Hello from the concrete jungle of New York City, my name is Adam. In the fall of 2013 I went to the Gunks with the Adaptive Climbing Group (my home climbing group here in New York). Our van for the weekend was driven by Timmy O’Neill, whom I had never heard of. He seemed like a nice guy so we bonded over Led Zeppelin in the van, and he introduced me to Paradox Sports. Now that I know him better, I like to think that he saw something in my nascent climbing ability. That and our shared desire to belt out Led Zepplin tunes.
I have Ataxia. Ataxia is a rare, not very well understood, progressive, neuromuscular disease. Essentially Ataxia is a description for a group of symptoms that make sure that commands from my brain don’t always travel in a timely fashion to where they are expected. This can be life threatening – like when a homicidal NYC cabbie is bearing down on me or funny like when I try to balance. It’s unpredictable.
But saying that is to focus too much on my disability. To paraphrase the words of Malcolm Daly (co-founder of Paradox Sports), “We don’t care what you can’t do but what you can”. What I can do is climb. I may not be the best climber, but I am persistent and I do have fun. That’s why I go to Paradox Sports events. I get to work on the sport I love and I get to hang out with some of the best people I have ever met. Climbing has brought me all over the country and the world. Wherever I go I’m likely to run into at least one, and probably a few Paradox Sports people.
The best part of being involved with Paradox Sports for as long as I have, is that I have been part of the beginnings of competitive paraclimbing in America. Competitive “adaptive” climbing began in America (without me) in 2012, at City Rock in Colorado Springs, Colorado. The next year I went to Vail Colorado for the 2013 GoPro Mountain Games. They had an adaptive bouldering category which they called a citizen’s comp. The citizens included representatives from the big three adaptive groups in the country; the Adaptive Climbing Group (Brooklyn Boulders, NY), Catalyst Sports (Stone Summit, GA) and Paradox Sports (Colorado and the west).
Although I looked good, I lost. In the words of a fellow competitor I was very depressed for like a minute… then I was hooked. The next competition was a bouldering comp in Colorado again at City Rock, I took second in my classification.
From the very beginning competitions were run using the International Federation of Sport Climbers (IFSC) classification system. There were upper extremity amputees, lower extremity amputees, blind (visually impaired), seated climbers (people in wheelchairs with no use of their legs) and finally neurological and physical disabilities (my category, now called “range of power”). This was important for our international classification, but in the beginning mainly meant that I wouldn’t be competing against Maureen Beck or Ronnie Dickson. This was good mainly because they were and still are better climbers than me.

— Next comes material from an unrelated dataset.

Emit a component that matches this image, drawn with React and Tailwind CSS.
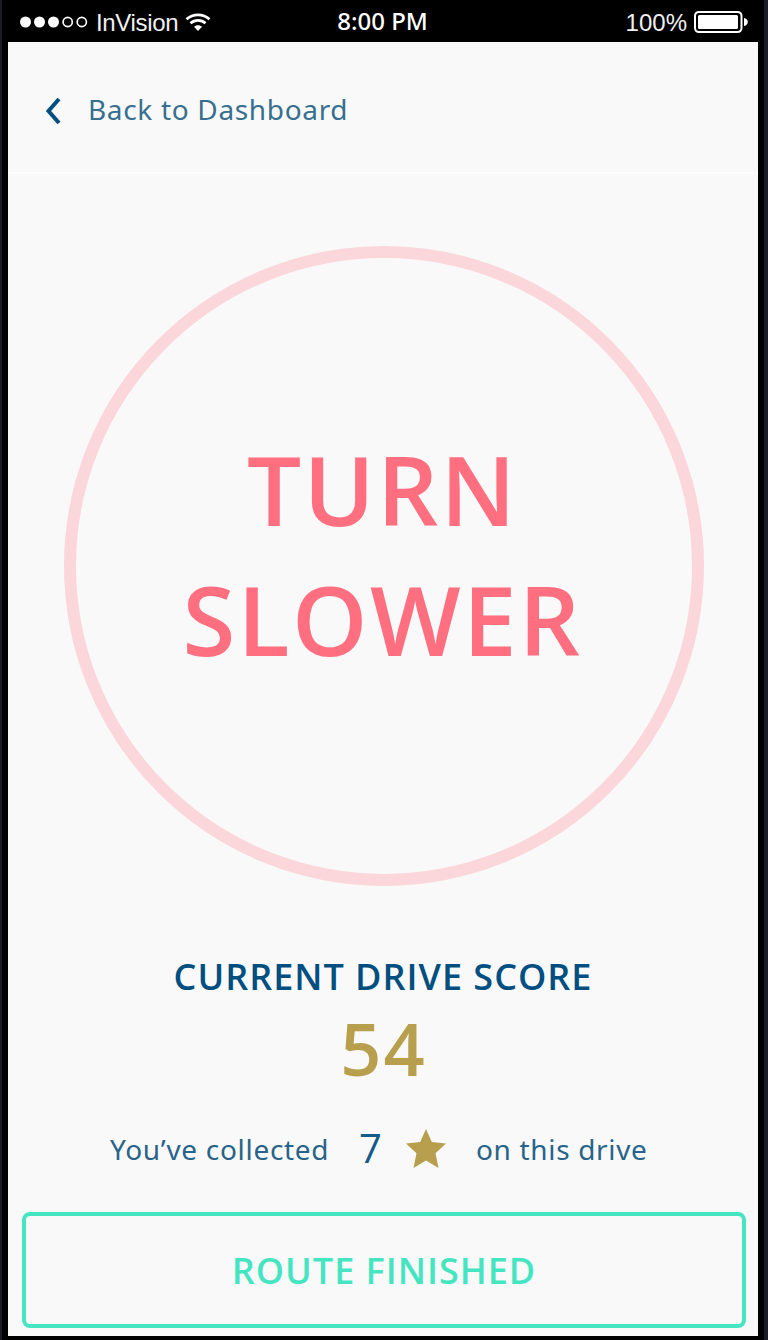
const font = "font-['Open_Sans','Noto_Sans',sans-serif]";

function StatusBar() {
  return (
    <div className="grid h-[42px] grid-cols-3 items-center pl-3 pr-[11px] text-white font-['Liberation_Sans',sans-serif]">
      <div className="flex items-center">
        <svg width="68" height="12" viewBox="0 0 68 12" className="shrink-0">
          <circle cx="5.5" cy="6" r="5.5" fill="white" />
          <circle cx="19.5" cy="6" r="5.5" fill="white" />
          <circle cx="33.5" cy="6" r="5.5" fill="white" />
          <circle cx="47.7" cy="6" r="4.6" fill="none" stroke="white" strokeWidth="1.7" />
          <circle cx="61.8" cy="6" r="4.6" fill="none" stroke="white" strokeWidth="1.7" />
        </svg>
        <span className="ml-2 w-[82px] whitespace-nowrap pt-0.5 text-[24px] leading-[42px] tracking-[-0.35px] text-[#f0f0f0]">InVision</span>
        <svg width="26" height="20" viewBox="0 0 26 20" className="ml-[7px] mt-0.5 shrink-0" fill="none" stroke="white">
          <path d="M1.5 6.2C8 0.4 18 0.4 24.500 6.200" strokeWidth="2.8" />
          <path d="M5.500 10.300C9.800 6.500 16.200 6.500 20.500 10.300" strokeWidth="2.7" />
          <path d="M9 13.800C11 11.700 15 11.700 17 13.800L13 18Z" fill="white" stroke="none" />
        </svg>
      </div>
      <span className="pb-0.5 pr-1 text-center text-[24px] font-medium leading-[38px] font-['Noto_Sans','Open_Sans',sans-serif]">8:00 PM</span>
      <div className="flex items-center justify-end">
        <span className="pt-0.5 text-[24px] leading-[42px] text-[#f0f0f0]">100%</span>
        <svg width="55" height="24" viewBox="0 0 55 24" className="ml-[7px] shrink-0">
          <rect x="1" y="1.900" width="46.500" height="20.200" rx="4" fill="none" stroke="white" strokeWidth="2" />
          <rect x="4" y="5" width="40" height="14" rx="1.500" fill="white" />
          <path d="M50 8C55 8.500 55 15.500 50 16Z" fill="white" />
        </svg>
      </div>
    </div>
  );
}

export default function App() {
  return (
    <div className={`h-[1340px] w-[768px] overflow-hidden border-l-2 border-r-4 border-[#1b1d25] bg-black ${font}`}>
      <div className="pl-1.5 pr-1">
        <StatusBar />
        <main className="h-[1294px] w-[750px] bg-[#f9f9f9] text-[#004f80]">
          <header className="h-[132px] border-b-2 border-[#fdfdfd] pt-[46px]">
            <button className="flex h-[42px] items-center pl-[37px]">
              <svg width="16" height="28" viewBox="0 0 16 28" fill="none" stroke="#004f80" strokeWidth="4" className="mt-1">
                <path d="M14 2L3.500 14L14 26" />
              </svg>
              <span className="ml-[27px] whitespace-nowrap text-[28px] leading-[42px] tracking-[0.67px] text-[#37708f] font-['Noto_Sans',sans-serif]">Back to Dashboard</span>
            </button>
          </header>
          <section className="ml-14 mt-[72px] flex h-[640px] w-[640px] flex-col items-center justify-center rounded-full border-12 border-[#fbd6da] pb-6 pr-[3px] text-[96px] font-semibold leading-[130px] text-[#ff6f80]">
            <span className="tracking-[2.3px]">TURN</span>
            <span className="tracking-[2.3px]">SLOWER</span>
          </section>
          <section className="flex flex-col items-center pt-[66px]">
            <h1 className="text-[36px] font-semibold leading-[50px] tracking-[1px]">CURRENT DRIVE SCORE</h1>
            <p className="mt-px pl-px text-[72px] font-semibold leading-[90px] tracking-[2px] text-[#b79f4d]">54</p>
          </section>
          <section className="mt-9 flex h-10 whitespace-nowrap pl-[102px] text-[28px] leading-10 text-[#286489] font-['Noto_Sans',sans-serif]">
            <span className="w-[249px] tracking-[0.7px]">You’ve collected</span>
            <span className="w-[46px] text-[40px] leading-[37px] text-[#145b89] font-['Open_Sans',sans-serif]">7</span>
            <svg width="42" height="42" viewBox="0 0 42 42" className="shrink-0" fill="#b79f4d">
              <path d="M21 0L26.800 13L41 14.500L30.500 24.300L33.500 39L21 31.500L8.500 39L11.500 24.300L1 14.500L15.200 13Z" />
            </svg>
            <span className="ml-[29px] tracking-[0.67px]">on this drive</span>
          </section>
          <button className="ml-3.5 mt-[43px] flex h-[116px] w-[724px] items-center justify-center rounded-lg border-4 border-[#45e5c2] pt-0.5 text-[36px] font-semibold leading-[50px] tracking-[1px] text-[#45e5c2]">
            ROUTE FINISHED
          </button>
        </main>
      </div>
    </div>
  );
}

I won third at the first annual adaptive route climbing competition at Stone Summit in Atlanta, GA. This qualified me to go to the world championships in Spain. World’s was incredible. By 2014 I had only been climbing 2 years. I was 43 years old and yet I was in Spain, at a world class climbing venue with many of my climbing idols (awards were given by Adam Ondra and Kim Jain). Also, when I got there they gave us all a laminated ID card that said we were ATHLETES. While the thought that I was an athlete and that I was hanging around with these athletes sunk in; I watched some great climbing, learned the wonders of the isolation area, drank a lot of really good wine and had a near death experience trying a sport climb. Then I went home.

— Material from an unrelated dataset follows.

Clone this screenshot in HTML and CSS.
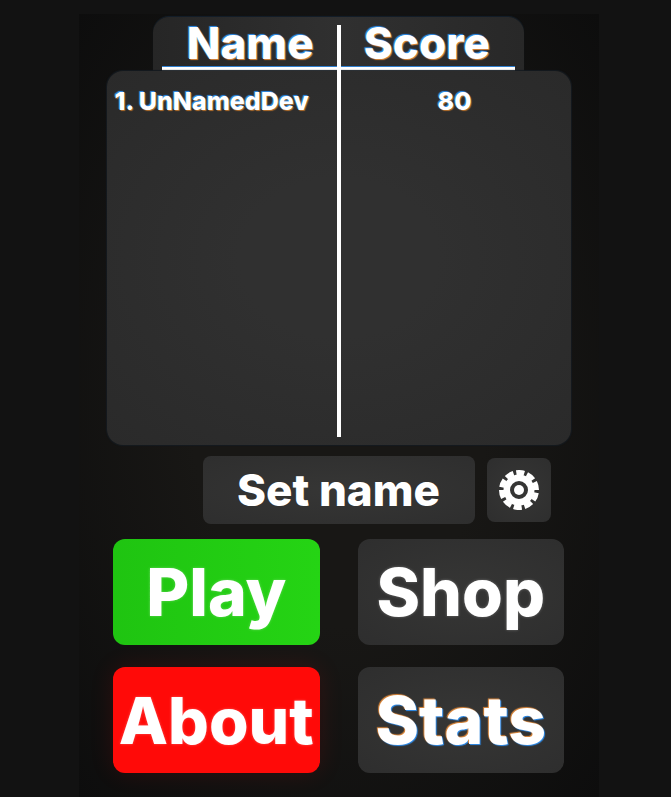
FILE: index.html
```
<!DOCTYPE html>
<html lang="en">
<head>
  <meta charset="UTF-8">
  <meta name="viewport" content="width=device-width, initial-scale=1.0">
  <title>Main Menu</title>
  <link rel="stylesheet" href="styles.css">
</head>
<body>
  <main class="stage">
    <div class="scoreboard">
      <table class="score-table">
        <thead>
          <tr>
            <th scope="col">Name</th>
            <th scope="col">Score</th>
          </tr>
        </thead>
        <tbody>
          <tr>
            <td>1. UnNamedDev</td>
            <td>80</td>
          </tr>
        </tbody>
      </table>
    </div>
    <div class="name-bar">
      <button class="btn btn-name" type="button">Set name</button>
      <button class="btn btn-settings" type="button" aria-label="Settings">
        <svg viewBox="-20 -20 40 40" width="40" height="40" fill="none" stroke="#fff">
          <circle r="17.5" stroke-width="5" pathLength="100" stroke-dasharray="7.4 2.6" transform="rotate(9)"/>
          <circle r="12.25" stroke-width="6.5"/>
          <circle r="5" fill="#fff" stroke="none"/>
        </svg>
      </button>
    </div>
    <div class="menu">
      <button class="btn btn-play" type="button">Play</button>
      <button class="btn btn-shop" type="button">Shop</button>
      <button class="btn btn-about" type="button">About</button>
      <button class="btn btn-stats" type="button">Stats</button>
    </div>
  </main>
</body>
</html>
```
FILE: styles.css
```
body {
  font-family: Inter, 'Liberation Sans', sans-serif;
  font-weight: 800;
  background-color: #121212;
  color: #fff;
  margin: 0;
  padding: 14px 0 0 6px;
  box-sizing: border-box;
  min-height: 100vh;
  display: flex;
  justify-content: center;
}

.stage {
  width: 100%;
  max-width: 520px;
  padding-top: 3px;
  box-sizing: border-box;
  background: radial-gradient(ellipse at center, #181715 40%, #0d0d0d 100%);
  display: flex;
  flex-direction: column;
  align-items: center;
}

/* Scoreboard */
.scoreboard {
  position: relative;
  width: 90%;
  max-width: 464px;
}

/* divider between the two columns */
.scoreboard::after {
  content: "";
  position: absolute;
  top: 8px;
  bottom: 8px;
  left: 50%;
  width: 4px;
  margin-left: -2px;
  background-color: #fff;
}

.score-table,
.score-table thead,
.score-table tbody {
  display: block;
}

.score-table tr {
  display: grid;
  grid-template-columns: 1fr 1fr;
}

.score-table thead {
  width: 80%;
  margin: 0 auto;
  padding: 0 9px;
  box-sizing: border-box;
  background: linear-gradient(90deg, #262626, #303030 50%, #282828);
  border-radius: 16px 16px 0 0;
  box-shadow: 0 -1px 1px #14202c;
}

.score-table thead tr {
  border-bottom: 4px solid #fff;
  box-shadow: 0 1px 0 #b5702c, inset 0 -1px 0 #2f7fd0;
}

.score-table th {
  padding: 3px 0 0;
  font-size: 44px;
  font-weight: 800;
  line-height: 47px;
  text-align: center;
  text-shadow: -1px -1px 1px #2f8ff0, 1px 1px 1px #e08a3c;
}

.score-table tbody {
  min-height: 374px;
  padding-top: 14px;
  box-sizing: border-box;
  background: radial-gradient(ellipse at center, #303030 30%, #2a2a2a 100%);
  border-radius: 16px;
  box-shadow: 0 0 1px 1px #141a20;
}

.score-table td {
  padding: 0;
  font-size: 25px;
  line-height: 32px;
  text-align: center;
  text-shadow: -1px -1px 1px #2f8ff0, 1px 1px 1px #b5702c;
}

.score-table td:first-child {
  padding-left: 8px;
  text-align: left;
  white-space: nowrap;
}

/* Buttons */
.btn {
  font: inherit;
  color: inherit;
  margin: 0;
  padding: 0;
  border: none;
  border-radius: 12px;
  background: radial-gradient(ellipse at center, #363635, #2e2e2e);
  cursor: pointer;
}

.name-bar {
  width: 90%;
  max-width: 464px;
  margin-top: 11px;
  padding-right: 20px;
  box-sizing: border-box;
  display: flex;
  justify-content: flex-end;
  align-items: center;
  gap: 12px;
}

.btn-name {
  width: 272px;
  height: 68px;
  border-radius: 8px;
  font-size: 44px;
}

.btn-settings {
  width: 64px;
  height: 64px;
  border-radius: 8px;
  display: flex;
  justify-content: center;
  align-items: center;
}

.menu {
  width: 87%;
  max-width: 451px;
  margin: 15px 0 24px;
  display: grid;
  grid-template-columns: 1fr 1fr;
  grid-auto-rows: 106px;
  gap: 22px 38px;
}

.menu .btn {
  font-size: 66px;
  text-shadow: 0 0 3px rgba(255, 255, 255, 0.3);
}

.menu .btn-play {
  background: linear-gradient(90deg, #1fc411, #25d414);
}

.menu .btn-about {
  font-size: 64px;
  background: #ff0a08;
  box-shadow: 0 0 24px rgba(255, 0, 0, 0.12);
}

.menu .btn-stats {
  text-shadow: -1px -1px 1px #e08a3c, 1px 1px 1px #2f8ff0;
}
```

Before Spain I had known that what I was doing was athletic, but it was just a fun hobby which, in my mind, was not something an athlete would do. Now I had proof that an athlete would do this and that I was that athlete. It made me feel that what I was doing was not only a lot of fun for me but important to people other than me.
Back in the US paraclimbing was advancing as a sport. Although our contests still didn’t have much of a crowd we did have competitors. When we started in 2012 we fielded less than ten athletes, in 2013 we had less than twenty, in 2014 we had maybe thirty. From there we took off: 40… 80… In 2020, before the intervention of the coronavirus, shelter in place orders and the postponement of all sporting events, we were expecting a hundred or more. The event will be rescheduled and will consist of two days, qualifications and finals for all categories.

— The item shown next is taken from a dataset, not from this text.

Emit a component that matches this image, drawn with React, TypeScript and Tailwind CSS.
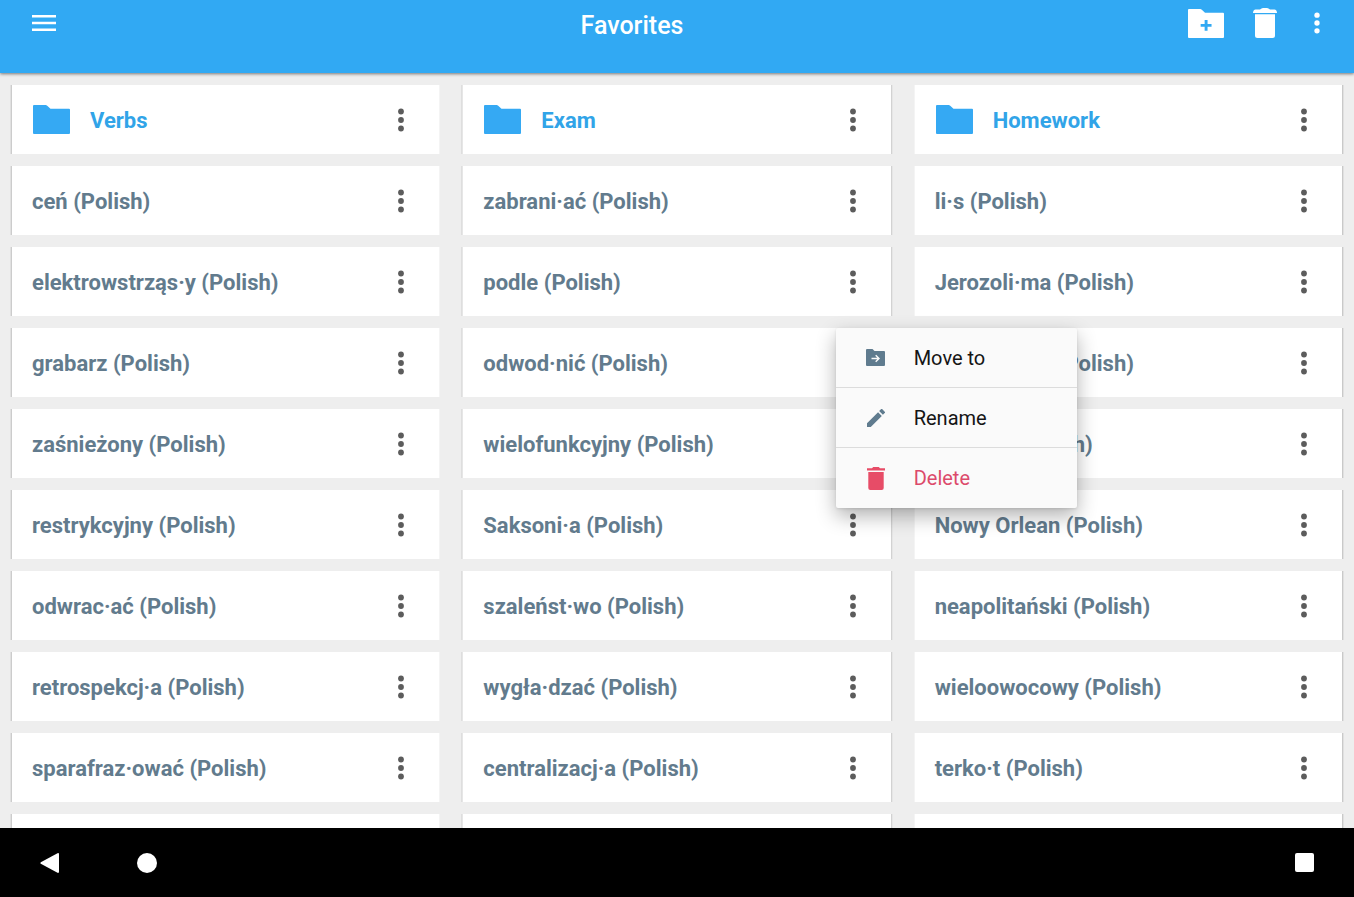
import React from "react";

type Column = { name: string; edge: string; words: string[] };

const columns: Column[] = [
  {
    name: "Verbs",
    edge: "shadow-[-1px_0_0_#cccccc,-2px_0_0_#e0e0e0,1px_0_0_#f4f4f4]",
    words: ["ceń", "elektrowstrząs·y", "grabarz", "zaśnieżony", "restrykcyjny", "odwrac·ać", "retrospekcj·a", "sparafraz·ować"],
  },
  {
    name: "Exam",
    edge: "shadow-[-1px_0_0_#e6e6e6,-2px_0_0_#dedede,1px_0_0_#d2d2d2,2px_0_0_#e6e6e6]",
    words: ["zabrani·ać", "podle", "odwod·nić", "wielofunkcyjny", "Saksoni·a", "szaleńst·wo", "wygła·dzać", "centralizacj·a"],
  },
  {
    name: "Homework",
    edge: "shadow-[-1px_0_0_#f4f4f4,1px_0_0_#c9c9c9,2px_0_0_#e0e0e0]",
    words: ["li·s", "Jerozoli·ma", "Jerozoli·ma", "grabarz", "Nowy Orlean", "neapolitański", "wieloowocowy", "terko·t"],
  },
];

const OPEN_MENU_WORD = "odwod·nić";

function FolderIcon() {
  return (
    <svg width="37" height="29" viewBox="0 0 37 30" preserveAspectRatio="none" fill="currentColor" aria-hidden="true">
      <path d="M1 0H12.500Q13.500 0 14.200 0.700L17.500 4H36Q37 4 37 5V29Q37 30 36 30H1Q0 30 0 29V1Q0 0 1 0Z" />
    </svg>
  );
}

function AddFolderIcon() {
  return (
    <svg width="36" height="29" viewBox="0 0 37 30" preserveAspectRatio="none" fill="currentColor" aria-hidden="true">
      <path
        fillRule="evenodd"
        d="M1 0H12.500Q13.500 0 14.200 0.700L17.500 4H36Q37 4 37 5V29Q37 30 36 30H1Q0 30 0 29V1Q0 0 1 0ZM17.100 11.500V15.600H13V18.400H17.100V22.500H20.100V18.400H24.200V15.600H20.100V11.500Z"
      />
    </svg>
  );
}

function TrashIcon() {
  return (
    <svg width="24" height="30" viewBox="0 0 24 30" fill="currentColor" aria-hidden="true">
      <path d="M7 1.500Q8.500 0 10 0H14Q15.500 0 17 1.500H21.500Q23.500 1.500 24 4.500Q24 5 23.500 5H0.500Q0 5 0 4.500Q0.500 1.500 2.500 1.500ZM2 6.300H22V27.500Q22 30 19.500 30H4.500Q2 30 2 27.500Z" />
    </svg>
  );
}

function SmallTrashIcon() {
  return (
    <svg width="18" height="23" viewBox="0 0 18 23" fill="currentColor" aria-hidden="true">
      <path d="M0 1.300H5L6.200 0H11.800L13 1.300H18V3.600H0ZM1.300 5H16.700V21Q16.700 23 14.700 23H3.300Q1.300 23 1.300 21Z" />
    </svg>
  );
}

function MoveIcon() {
  return (
    <svg width="19" height="17" viewBox="0 0 19 17" fill="currentColor" aria-hidden="true">
      <path
        fillRule="evenodd"
        d="M1 0H6.500L8.500 2H18Q19 2 19 3V16Q19 17 18 17H1Q0 17 0 16V1Q0 0 1 0ZM5.500 8.700V10.200H11.200L9.200 12.200L10.200 13.200L14 9.450L10.200 5.700L9.200 6.700L11.200 8.700Z"
      />
    </svg>
  );
}

function PencilIcon() {
  return (
    <svg width="18" height="18" viewBox="3 3 18 18" fill="currentColor" aria-hidden="true">
      <path d="M3 17.250V21h3.750L17.810 9.940l-3.750-3.750L3 17.250zM20.710 7.040a1 1 0 0 0 0-1.410l-2.340-2.340a1 1 0 0 0-1.410 0l-1.830 1.830 3.750 3.750 1.830-1.830z" />
    </svg>
  );
}

function Dots({ className }: { className: string }) {
  return (
    <svg className={className} viewBox="0 0 6 24" fill="currentColor" aria-hidden="true">
      <circle cx="3" cy="3.500" r="2.900" />
      <circle cx="3" cy="12" r="2.900" />
      <circle cx="3" cy="20.500" r="2.900" />
    </svg>
  );
}

function PopupMenu() {
  const item = "flex h-[60px] w-full items-center text-left";
  const icon = "flex w-[78px] shrink-0 justify-center pl-0.5";
  return (
    <div
      role="menu"
      className="absolute top-0 left-0 z-10 w-[241px] divide-y divide-[#dcdcdc] rounded-xs bg-[#fafafa] text-xl text-[#151515] shadow-[0_8px_20px_rgba(0,0,0,0.3),0_1px_3px_rgba(0,0,0,0.1)]"
    >
      <button role="menuitem" className={item}>
        <span className={`${icon} text-[#5f7b8e]`}><MoveIcon /></span>
        Move to
      </button>
      <button role="menuitem" className={item}>
        <span className={`${icon} text-[#5f7b8e]`}><PencilIcon /></span>
        Rename
      </button>
      <button role="menuitem" className={`${item} text-[#dc4a6b]`}>
        <span className={`${icon} text-[#e74c67]`}><SmallTrashIcon /></span>
        Delete
      </button>
    </div>
  );
}

function Card({ edge, label, open, children }: { edge: string; label: string; open?: boolean; children: React.ReactNode }) {
  return (
    <li className={`flex h-[69px] shrink-0 items-center justify-between bg-white pr-[21px] pl-5 ${edge}`}>
      {children}
      <div className="relative h-full w-[34px] shrink-0">
        <button aria-label={`Options for ${label}`} className="flex size-full items-center justify-center text-[#5c5c5c]">
          <Dots className="h-6 w-1.5" />
        </button>
        {open && <PopupMenu />}
      </div>
    </li>
  );
}

export default function App() {
  return (
    <div className="flex h-screen flex-col overflow-hidden bg-[#eeeeee] font-[Roboto,sans-serif]">
      <header className="relative z-20 grid h-[73px] shrink-0 grid-cols-[1fr_auto_1fr] items-start bg-[#31a9f3] text-white shadow-[0_1px_3px_rgba(0,0,0,0.5)]">
        <button aria-label="Open navigation" className="ml-8 flex h-[46px] w-6 items-center">
          <svg width="24" height="16" viewBox="0 0 24 16" fill="currentColor" aria-hidden="true">
            <path d="M0 0H24V2.500H0ZM0 6.800H24V9.300H0ZM0 13.500H24V16H0Z" />
          </svg>
        </button>
        <h1 className="mr-[90px] text-[25px] leading-[51px] font-medium">Favorites</h1>
        <div className="flex h-[46px] items-center justify-end pr-[34px]">
          <button aria-label="New folder"><AddFolderIcon /></button>
          <button aria-label="Delete" className="ml-[29px]"><TrashIcon /></button>
          <button aria-label="More options" className="ml-[37px]"><Dots className="h-[22px] w-1.5" /></button>
        </div>
      </header>

      <main className="grid min-h-0 flex-1 grid-cols-3 gap-6 overflow-hidden px-3 pt-3">
        {columns.map((column) => (
          <ul key={column.name} className="flex min-w-0 flex-col gap-3">
            <Card edge={column.edge} label={column.name}>
              <a href="#folder" className="flex items-center gap-5 pl-px text-[22px] font-bold text-[#31a4e8]">
                <span className="text-[#35a9f3]"><FolderIcon /></span>
                <span className="pt-0.5">{column.name}</span>
              </a>
            </Card>
            {column.words.map((word, i) => (
              <Card key={i} edge={column.edge} label={word} open={word === OPEN_MENU_WORD}>
                <a href="#word" className="pt-0.5 text-[22px] font-bold whitespace-nowrap text-[#627b8d]">
                  {word} (Polish)
                </a>
              </Card>
            ))}
            <li aria-hidden="true" className={`h-[69px] shrink-0 bg-white ${column.edge}`} />
          </ul>
        ))}
      </main>

      <nav aria-label="System" className="relative z-20 flex h-[69px] shrink-0 items-center bg-black px-10 text-white">
        <button aria-label="Back">
          <svg width="19" height="20" viewBox="0 0 19 20" fill="currentColor" aria-hidden="true">
            <path d="M17.500 0.200Q19 -0.300 19 1.200V18.800Q19 20.300 17.500 19.800L0.800 10.800Q0 10 0.800 9.200Z" />
          </svg>
        </button>
        <button aria-label="Home" className="ml-[78px] size-5 rounded-full bg-white" />
        <button aria-label="Recent apps" className="ml-auto size-[19px] rounded-xs bg-white" />
      </nav>
    </div>
  );
}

Competitive adaptive climbing in the US has only been around for eight years but in that time the competition has become better and better. At the first Nationals in Georgia we had 4 neurological competitors. Of the three medalists, we managed to win either gold, silver or bronze for the next three years.
That record still stands and it still is an accomplishment to be proud of but it is not something that would happen today. As adaptive climbing has gotten bigger over the years the level of competition has increased. Pro-climbers complain (good-naturedly) that the new crop of climbers can warm up on their projects. For years adaptive climbing has been different. The very nature of adaptive climbing says that we are dealing with our own, often significant issues but it doesn’t mean that we can’t be excellent climbers too. People seem to be beginning to realize that.